SUPPLIED MATERIAL -
>> BEGIN

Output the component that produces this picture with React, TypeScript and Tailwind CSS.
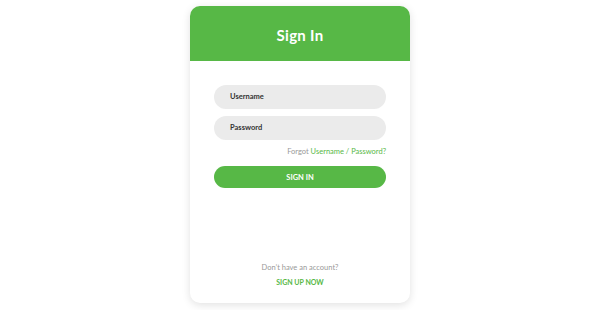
export default function App() {
  return (
    <div className="flex h-[310px] w-full justify-center bg-white pt-[6px] font-['Lato',sans-serif]">
      <div className="flex h-[297px] w-[220px] flex-col overflow-hidden rounded-[10px] bg-white shadow-[0_2px_8px_rgba(0,0,0,0.12)]">
        <div className="flex h-[55px] items-center justify-center bg-[#57b846] pt-[3px]">
          <h1 className="text-[15px] font-bold tracking-[0.3px] text-white">Sign In</h1>
        </div>
        <div className="flex flex-1 flex-col px-[24px] pt-[24px]">
          <div className="flex h-[24px] items-center rounded-full bg-[#ebebeb] px-[16px] text-[7.5px] font-bold text-[#333]">
            Username
          </div>
          <div className="mt-[7px] flex h-[24px] items-center rounded-full bg-[#ebebeb] px-[16px] text-[7.5px] font-bold text-[#333]">
            Password
          </div>
          <p className="mt-[6px] text-right text-[7.5px] text-[#999]">
            Forgot <span className="text-[#57b846]">Username / Password?</span>
          </p>
          <button className="mt-[9px] flex h-[22px] items-center justify-center rounded-full bg-[#57b846] text-[7.5px] font-bold uppercase text-white">
            Sign in
          </button>
          <div className="mt-auto flex flex-col items-center pb-[16px]">
            <p className="text-[7.5px] text-[#999]">Don’t have an account?</p>
            <p className="mt-[3px] text-[7px] font-bold uppercase text-[#57b846]">Sign up now</p>
          </div>
        </div>
      </div>
    </div>
  );
}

>> END

Using the data above, write out every line exactly, leaving the images behind.

Output the component that produces this picture with React, TypeScript and Tailwind CSS.
export default function App() {
  return (
    <div className="flex h-[310px] w-full justify-center bg-white pt-[6px] font-['Lato',sans-serif]">
      <div className="flex h-[297px] w-[220px] flex-col overflow-hidden rounded-[10px] bg-white shadow-[0_2px_8px_rgba(0,0,0,0.12)]">
        <div className="flex h-[55px] items-center justify-center bg-[#57b846] pt-[3px]">
          <h1 className="text-[15px] font-bold tracking-[0.3px] text-white">Sign In</h1>
        </div>
        <div className="flex flex-1 flex-col px-[24px] pt-[24px]">
          <div className="flex h-[24px] items-center rounded-full bg-[#ebebeb] px-[16px] text-[7.5px] font-bold text-[#333]">
            Username
          </div>
          <div className="mt-[7px] flex h-[24px] items-center rounded-full bg-[#ebebeb] px-[16px] text-[7.5px] font-bold text-[#333]">
            Password
          </div>
          <p className="mt-[6px] text-right text-[7.5px] text-[#999]">
            Forgot <span className="text-[#57b846]">Username / Password?</span>
          </p>
          <button className="mt-[9px] flex h-[22px] items-center justify-center rounded-full bg-[#57b846] text-[7.5px] font-bold uppercase text-white">
            Sign in
          </button>
          <div className="mt-auto flex flex-col items-center pb-[16px]">
            <p className="text-[7.5px] text-[#999]">Don’t have an account?</p>
            <p className="mt-[3px] text-[7px] font-bold uppercase text-[#57b846]">Sign up now</p>
          </div>
        </div>
      </div>
    </div>
  );
}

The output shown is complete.